NMR Spectral Fingerprinting of Biological Therapeutics without NMR Spectra
April 25, 2017 –
Room 0112, Marker Seminar Room, Chemistry Building (091)
Dr. Frank Delaglio, NIST/IBBR
Growth of biologic therapeutics is outpacing that of small-molecule drugs, and the development, manufacture, and delivery of biologics presents very different challenges. The efficacy and safety of biologics depends critically on their High Order Structure (HOS), and changes to HOS during manufacture or storage can render them inactive or promote dangerous immune responses. Methods to measure and characterize HOS are essential for development of new biotherapeutics, for evaluating less expensive “biosimilar” replacements, and for monitoring and improving manufacturing, formulation, and stability.
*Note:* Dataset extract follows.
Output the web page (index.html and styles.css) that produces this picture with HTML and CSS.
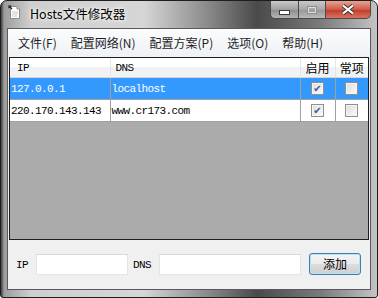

Nuclear Magnetic Resonance (NMR), which can provide detailed information on structure and dynamics at atomic resolution, is a powerful tool to probe HOS, but typical biomolecular applications use isotopic enrichment, long measurement times, and require extensive and often subjective interactive analysis by an expert.
We have shown previously that fast measurement techniques combined with Non-Uniform Sampling (NUS) strategies can generate practical two-dimensional 1H/13C spectra at natural isotopic abundance for molecules as large as intact monoclonal antibodies. We now demonstrate that HOS attributes can be classified by direct computational analysis of the shapes of such spectra, or even of NMR data without complete spectral reconstruction, as an alternative to interactive analysis and assignment of spectral features. This paves the way for NMR HOS characterization via chemometrics and machine learning that is both objective and automated.